Working through today’s Connections board and stuck on the last one? Below are concise hints to nudge you along, followed by the complete solutions for October 2 (game #844). If you’d rather play first, you can find Connections on the NYT Games site at nytimes.com/games/connections.


Today’s 16 words (game #844)

  • STAY
  • UP
  • SET
  • FLOW
  • DOWN
  • PUT
  • JUST
  • RIGHT
  • DUE
  • LEFT
  • COME
  • BRAVE
  • PLACED
  • HEEL
  • FROZEN
  • FAIR

Light clues for each group

  • Yellow: Common dog training cues.
  • Green: Words meaning merited or rightful.
  • Blue: Terms for being in position.
  • Purple: Animated feature titles that won the Oscar.

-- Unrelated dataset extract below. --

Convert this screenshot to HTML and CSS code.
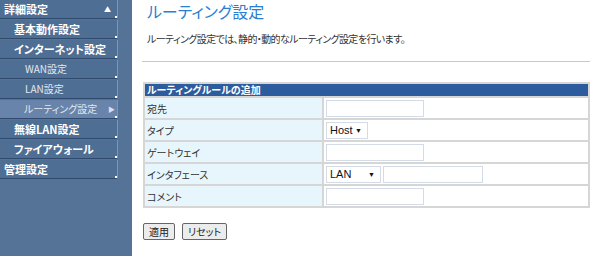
FILE: index.html
```html
<!DOCTYPE html>
<html lang="ja">
<head>
  <meta charset="UTF-8">
  <title>ルーティング設定</title>
  <link rel="stylesheet" href="styles.css">
</head>
<body>
  <div class="page">
    <div class="side">
      <div class="item top">詳細設定<span class="mark">▲</span></div>
      <div class="item lv1">基本動作設定</div>
      <div class="item lv1">インターネット設定</div>
      <div class="item lv2">WAN設定</div>
      <div class="item lv2">LAN設定</div>
      <div class="item lv2 active">ルーティング設定<span class="mark arrow">▶</span></div>
      <div class="item lv1">無線LAN設定</div>
      <div class="item lv1">ファイアウォール</div>
      <div class="item top">管理設定</div>
    </div>

    <div class="content">
      <h1>ルーティング設定</h1>
      <p class="desc">ルーティング設定では、静的・動的なルーティング設定を行います。</p>
      <hr>

      <table class="rules">
        <tr><th colspan="2">ルーティングルールの追加</th></tr>
        <tr>
          <td class="label">宛先</td>
          <td class="value"><input type="text" class="txt"></td>
        </tr>
        <tr>
          <td class="label">タイプ</td>
          <td class="value"><span class="sel sel-host">Host<i>▼</i></span></td>
        </tr>
        <tr>
          <td class="label">ゲートウェイ</td>
          <td class="value"><input type="text" class="txt"></td>
        </tr>
        <tr>
          <td class="label">インタフェース</td>
          <td class="value"><span class="sel sel-lan">LAN<i>▼</i></span><input type="text" class="txt wide"></td>
        </tr>
        <tr>
          <td class="label">コメント</td>
          <td class="value"><input type="text" class="txt"></td>
        </tr>
      </table>

      <div class="buttons">
        <button>適用</button>
        <button>リセット</button>
      </div>
    </div>
  </div>
</body>
</html>
```

FILE: styles.css
```css
body {
  margin: 0;
  font-family: "Noto Sans CJK JP", "DejaVu Sans", sans-serif;
  font-feature-settings: "palt";
  font-size: 10px;
  color: #333;
  background: #fff;
}

.page {
  display: flex;
  height: 256px;
}

.side {
  width: 132px;
  flex-shrink: 0;
  background: #547397;
  display: flex;
  flex-direction: column;
  gap: 1px;
}

.item {
  position: relative;
  width: 117px;
  height: 18px;
  line-height: 18px;
  color: #fff;
  font-weight: bold;
  font-size: 11px;
  background: #4f6e94;
  border-right: 1px solid #7d96b4;
  border-bottom: 1px solid #2f4a6c;
  white-space: nowrap;
}

.item::after {
  content: "";
  position: absolute;
  right: 0;
  bottom: 0;
  width: 2px;
  height: 2px;
  background: #fff;
}

.top { padding-left: 4px; width: 113px; }
.lv1 { padding-left: 14px; width: 103px; }
.lv2 {
  padding-left: 25px;
  width: 92px;
  font-weight: normal;
  font-size: 10px;
  color: #e2e8f0;
}

.active {
  background: #6884aa;
  padding-left: 24px;
  width: 93px;
}

.mark {
  position: absolute;
  right: 6px;
  top: 0;
  font-size: 7px;
  color: #fff;
}

.arrow {
  right: 2px;
  color: #dde;
}

.content {
  padding: 0 12px 0 10px;
  flex: 1;
}

h1 {
  margin: 0 0 0 5px;
  font-size: 16px;
  font-weight: normal;
  color: #2a7fd2;
  line-height: 22px;
}

.desc {
  margin: 10px 0 0 5px;
  line-height: 14px;
  letter-spacing: -0.6px;
}

hr {
  margin: 15px 0 0 0;
  border: 0;
  border-top: 1px solid #c8c8c8;
}

.rules {
  margin-top: 20px;
  margin-left: 1px;
  width: 447px;
  border-collapse: collapse;
}

.rules th {
  background: #2d5c9e;
  color: #fff;
  text-align: left;
  font-size: 10px;
  height: 12px;
  line-height: 12px;
  padding: 0 2px;
  border: 2px solid #d6d6d6;
}

.rules td {
  border: 2px solid #d6d6d6;
  height: 20px;
  padding: 0;
}

.label {
  width: 175px;
  background: #e7f6fc;
  padding-left: 2px !important;
}

.value {
  background: #fff;
  padding-left: 2px !important;
}

.txt {
  width: 92px;
  height: 13px;
  margin: 0;
  padding: 1px 2px;
  border: 1px solid #d3dbe6;
  vertical-align: middle;
  font-size: 11px;
}

.wide {
  width: 94px;
  margin-left: 2px;
}

.sel {
  display: inline-block;
  vertical-align: middle;
  height: 15px;
  line-height: 15px;
  border: 1px solid #d3dbe6;
  padding-left: 3px;
  font-family: "Liberation Sans", Arial, sans-serif;
  font-size: 11px;
  color: #111;
  position: relative;
}

.sel i {
  font-style: normal;
  font-size: 7px;
  position: absolute;
  right: 5px;
  top: 0;
}

.sel-host { width: 37px; }
.sel-lan { width: 50px; }

.buttons {
  margin-top: 15px;
  display: flex;
  gap: 7px;
  padding-left: 1px;
}

button {
  font-family: "Noto Sans CJK JP", sans-serif;
  font-feature-settings: "palt";
  font-size: 10px;
  height: 17px;
  line-height: 12px;
  padding: 0 5px;
  background: #ececec;
  border: 1px solid #666;
  border-radius: 2px;
  color: #222;
}
```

Today’s Connections answers

Color Theme Words
Yellow Dog commands COME, DOWN, HEEL, STAY
Green Deserved DUE, FAIR, JUST, RIGHT
Blue Situated LEFT, PLACED, PUT, SET
Purple Best Animated Feature Oscar winners BRAVE, FLOW, FROZEN, UP

Why these sets work

  • Dog commands: These are standard verbal cues you’d give a dog. Each can be barked in a training session and stands alone as an imperative.
  • Deserved: Each word can describe something warranted or merited (a “just” outcome, a “fair” result, “right” or “due” recognition).
  • Situated: These all signal being set or placed somewhere; they’re about position rather than motion.
  • Animated winners: Each is the title of an animated feature that took home the Academy Award for Best Animated Feature.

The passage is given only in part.